The future direction is the creation of a fully integrated digital thread, where the gear design (from CAD), material data (from certified chemistry and Jominy tests), and load requirements feed into the process simulation. The output is not just a set of furnace instructions, but a predicted performance envelope (fatigue life, wear resistance) and a guaranteed avoidance of known heat treatment defects. This represents the pinnacle of “Precise, Economical, and Clean” heat treatment, transforming it from a black art into a rigorously engineered manufacturing step.
Conclusion
The advancements in gear carburizing heat treatment technology are fundamentally centered on precision, predictability, and sustainability. The industry has moved far beyond the goal of simply creating a hard surface. Today, the focus is on engineering specific gradients in properties to meet exacting performance requirements while actively designing out potential heat treatment defects.
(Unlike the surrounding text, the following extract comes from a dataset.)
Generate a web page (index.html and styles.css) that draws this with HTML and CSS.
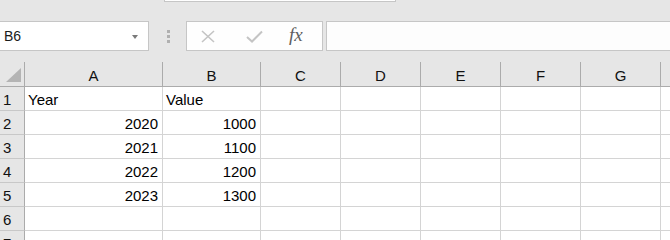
FILE: index.html
```html
<!DOCTYPE html>
<html lang="en">
<head>
  <meta charset="UTF-8">
  <title>Sheet1</title>
  <link rel="stylesheet" href="styles.css">
</head>
<body>

<div class="ribbon">
  <div class="ribbon-tab"></div>
</div>

<div class="formula-bar">
  <div class="name-box">
    <span>B6</span>
    <span class="caret"></span>
  </div>
  <div class="grip"><i></i><i></i><i></i></div>
  <div class="fx-box">
    <svg class="icon" width="16" height="13" viewBox="0 0 16 13">
      <path d="M2 1 L14 12 M14 1 L2 12" stroke="#c4c4c4" stroke-width="1.6" fill="none"/>
    </svg>
    <svg class="icon" width="17" height="13" viewBox="0 0 17 13">
      <path d="M1 7 L6 11.5 L16 1.5" stroke="#c4c4c4" stroke-width="2" fill="none"/>
    </svg>
    <span class="fx">fx</span>
  </div>
  <div class="formula-input"></div>
</div>

<div class="sheet">
  <!-- header -->
  <div class="corner">
    <svg width="24" height="24" viewBox="0 0 24 24"><polygon points="21,6 21,20 6,20" fill="#b4b4b4"/></svg>
  </div>
  <div class="hd">A</div><div class="hd">B</div><div class="hd">C</div><div class="hd">D</div>
  <div class="hd">E</div><div class="hd">F</div><div class="hd">G</div><div class="hd"></div>

  <!-- row 1 -->
  <div class="rh">1</div>
  <div class="c">Year</div><div class="c">Value</div><div class="c"></div><div class="c"></div>
  <div class="c"></div><div class="c"></div><div class="c"></div><div class="c"></div>

  <!-- row 2 -->
  <div class="rh">2</div>
  <div class="c num">2020</div><div class="c num">1000</div><div class="c"></div><div class="c"></div>
  <div class="c"></div><div class="c"></div><div class="c"></div><div class="c"></div>

  <!-- row 3 -->
  <div class="rh">3</div>
  <div class="c num">2021</div><div class="c num">1100</div><div class="c"></div><div class="c"></div>
  <div class="c"></div><div class="c"></div><div class="c"></div><div class="c"></div>

  <!-- row 4 -->
  <div class="rh">4</div>
  <div class="c num">2022</div><div class="c num">1200</div><div class="c"></div><div class="c"></div>
  <div class="c"></div><div class="c"></div><div class="c"></div><div class="c"></div>

  <!-- row 5 -->
  <div class="rh">5</div>
  <div class="c num">2023</div><div class="c num">1300</div><div class="c"></div><div class="c"></div>
  <div class="c"></div><div class="c"></div><div class="c"></div><div class="c"></div>

  <!-- row 6 -->
  <div class="rh">6</div>
  <div class="c"></div><div class="c"></div><div class="c"></div><div class="c"></div>
  <div class="c"></div><div class="c"></div><div class="c"></div><div class="c"></div>

  <!-- row 7 -->
  <div class="rh">7</div>
  <div class="c"></div><div class="c"></div><div class="c"></div><div class="c"></div>
  <div class="c"></div><div class="c"></div><div class="c"></div><div class="c"></div>
</div>

</body>
</html>
```

FILE: styles.css
```css
* {
  box-sizing: border-box;
}
html, body {
  margin: 0;
  overflow: hidden;
}
body {
  font-family: "Liberation Sans", Arial, sans-serif;
  background: #e6e6e6;
  width: 670px;
  height: 240px;
}

/* top strip */
.ribbon {
  height: 21px;
}
.ribbon-tab {
  margin-left: 164px;
  width: 232px;
  height: 2px;
  background: #fff;
  border: 1px solid #c6c6c6;
  border-top: none;
}

/* formula bar */
.formula-bar {
  display: flex;
  height: 30px;
  margin-bottom: 11px;
}
.name-box {
  width: 149px;
  background: #fff;
  border: 1px solid #c6c6c6;
  border-left: none;
  display: flex;
  align-items: center;
  justify-content: space-between;
  padding: 0 10px 0 4px;
  font-size: 14px;
  color: #1a1a1a;
}
.caret {
  width: 0;
  height: 0;
  border-left: 3px solid transparent;
  border-right: 3px solid transparent;
  border-top: 4px solid #7a7a7a;
  margin-top: 1px;
}
.grip {
  width: 37px;
  display: flex;
  flex-direction: column;
  align-items: center;
  justify-content: center;
  gap: 2px;
  padding-left: 1px;
}
.grip i {
  display: block;
  width: 3px;
  height: 3px;
  background: #b0b0b0;
}
.fx-box {
  width: 137px;
  background: #fefefe;
  border: 1px solid #c6c6c6;
  display: flex;
  align-items: center;
  padding-left: 13px;
}
.fx-box .icon:nth-child(2) {
  margin-left: 30px;
}
.fx {
  margin-left: 26px;
  font-family: "Liberation Serif", "Times New Roman", serif;
  font-style: italic;
  font-size: 19px;
  color: #5e5e5e;
  margin-top: -2px;
}
.formula-input {
  flex: 1;
  margin-left: 3px;
  background: #fdfdfd;
  border: 1px solid #c6c6c6;
  border-right: none;
}

/* grid */
.sheet {
  display: grid;
  grid-template-columns: 25px 138px 98px repeat(6, 80px);
  grid-template-rows: 25px repeat(7, 24px);
  font-size: 15px;
}
.corner, .hd, .rh {
  background: #e6e6e6;
  color: #111;
}
.corner {
  border-right: 1px solid #ababab;
  border-bottom: 1px solid #ababab;
}
.corner svg {
  display: block;
}
.hd {
  border-bottom: 1px solid #ababab;
  border-right: 1px solid #ababab;
  display: flex;
  align-items: center;
  justify-content: center;
  padding-top: 2px;
}
.rh {
  border-right: 1px solid #ababab;
  border-bottom: 1px solid #c8c8c8;
  display: flex;
  align-items: center;
  padding: 1px 0 0 3px;
}
.c {
  background: #fff;
  border-right: 1px solid #d4d4d4;
  border-bottom: 1px solid #d4d4d4;
  display: flex;
  align-items: center;
  padding: 1px 3px 0 3px;
  color: #000;
  white-space: nowrap;
}
.num {
  justify-content: flex-end;
  padding-right: 4px;
}
```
This involves a deep understanding of the intricate relationship between case depth, core properties, and applied loads; a recognition of the dynamic nature of case hardenability and its implications for process control; the adoption of cleaner and more controllable technologies like high-pressure gas quenching; and, most importantly, the embrace of computational simulation as a core design and troubleshooting tool. The path forward is clear: the integration of materials science, process engineering, and digital simulation will continue to drive progress, ensuring that carburized gears meet the ever-growing demands for power, efficiency, and reliability in the machinery of tomorrow. The ultimate goal is to make heat treatment defects a relic of the past, entirely preventable through science-based design and control.